Martel is aware of the objection that it is precisely because Hobbes recognized that private judgement would yield competing interpretations that, to avoid chaos, his political philosophy requires transferring interpretive authority to a single sovereign. Martel responds by pointing to Hobbes’s [p. 711] vigorous public defence, throughout Leviathan, of his own interpretations of scripture. (Hobbes justified this by saying that since the sovereign had not yet pronounced his view, Hobbes was simply exercising his “liberty of the subject”—which seems to buttress rather than undermine his claim that the sovereign is the arbiter.) Martel also thinks Hobbes’s insistence that the sovereign has coercive authority over what is expressed in public but not what is believed privately in the mind is incoherent, which he takes to mean that Hobbes “really wanted” to call into question the sovereign’s interpretive authority. This argument is difficult to evaluate, since Martel fails to grapple with Hobbes’s own justification for the distinction (that it is impossible to command private belief, and that the sovereign must consequently utilize persuasion and the instruments of socialization to shape it).
Martel also pursues another (and possibly incompatible) line of argument: the secular social contract institutes a centralized sovereign power after all, but the religious covenant with God serves to undermine it. Martel is most insightful in his discussion of Hobbes’s theology, which, unlike Collins, he refuses to treat as wholly instrumental to political/ecclesiastical concerns. God by definition is incomprehensible for Hobbes: the name “God” and its predicated attributes, far from actually describing God’s nature, are either linguistic signs of our incapacity to conceive an unlimited being, or signs of our will to honour him with superlatives. For Martel, this means that “God” is a “blank” sign of an “absolute absence,” which we rhetorically fill with our own will or desire; while “God” fails actually to represent the “thing” to which it ostensibly refers, it nonetheless succeeds in representing something, namely our capacity to exercise and bind our will to construct meaning out of nothing. It is a constructive failure of representation that makes representation possible.

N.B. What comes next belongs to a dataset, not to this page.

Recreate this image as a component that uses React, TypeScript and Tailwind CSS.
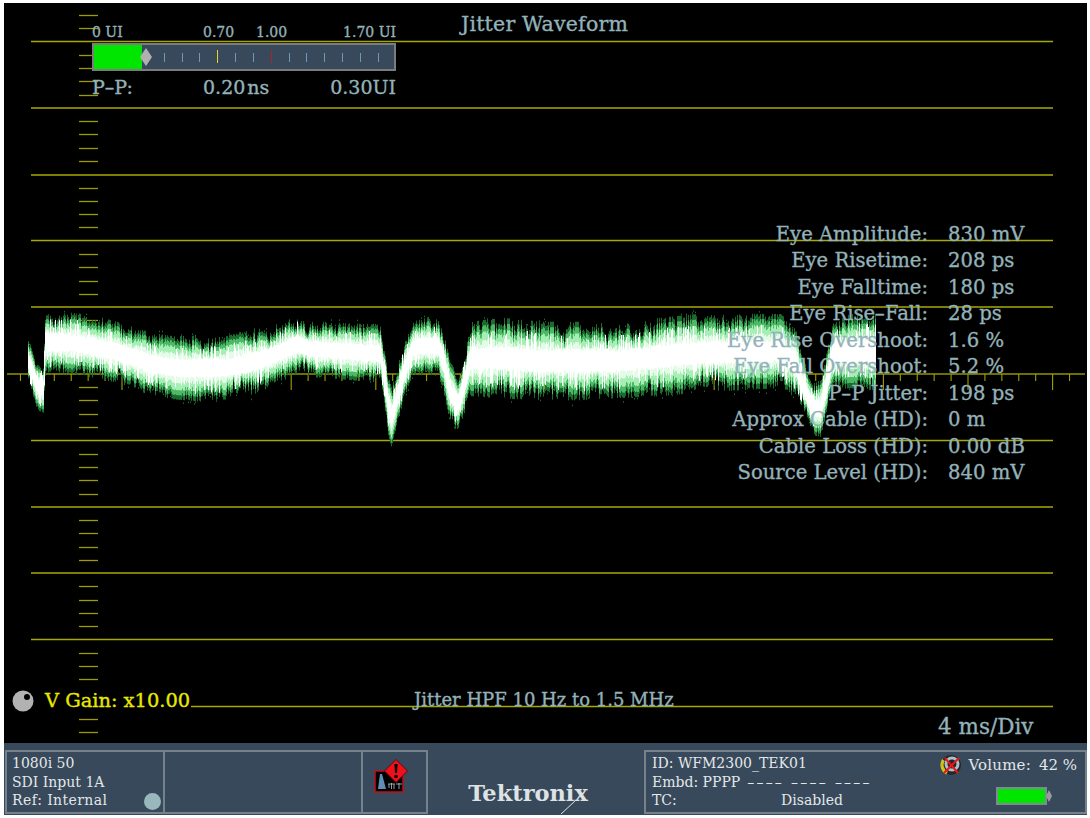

But if God is a “blank,” whose will cannot be the basis for political authority independent of what human beings themselves ascribe to him, then human beings are the full authors of any covenant with God. “God” serves merely as a device to enable covenants and the political construction and binding of the will. This is how Martel reads Hobbes’s narration of Moses’s renewal of the “Old Covenant.” Martel focuses on Moses presumably because, unlike Abraham, his authority to interpret God’s word did not, according to Hobbes, come from already being the civil sovereign; rather, his interpretation is directly authorized by the people themselves in consenting to obey. According to Martel, Moses’s successful claim to interpret God’s word was a founding
act that not only made interpretation, covenants, and politics possible, but simultaneously denied any future sovereign the right of authoritative interpretation. (What is crucial to Martel’s thesis is this alleged denial; unfortunately, it is alleged without argument.) [p. 712]
Martel argues that Hobbes’s account of demonology reinforces his antisovereignty
message. A demon is an image of something without any real existence, confused for something real, to which are attributed powers it lacks by nature; to worship such an image is an idolatrous delusion. Yet the illusion that the demon does have such powers is precisely what, paradoxically, produces its actual power over us. Martel suggests that the power of the sovereign, whom Hobbes called an “image” of God, is based precisely on this kind of demonic illusion, and that Leviathan actually serves to expose this illusion, demonstrating the text’s fundamentally antisovereignty message. (There are some basic mistakes in Martel’s reading: for example, overlooking Hobbes’s extended defence of his own metaphysics or philosophia prima in De Corpore and the so-called Anti-White, Martel mangles a short passage in Leviathan corresponding to those works’ more extensive treatment, to conclude that Hobbes reduced all metaphysics to demonology.) Martel’s reading is genuinely insightful, but what is missing is a consideration of a competing (and more compelling) explanation: that Hobbes exposed the illusory basis of sovereignty not to challenge it, but to shore it up, by frightening his readers of just how precarious it, and the civil peace it keeps, actually is.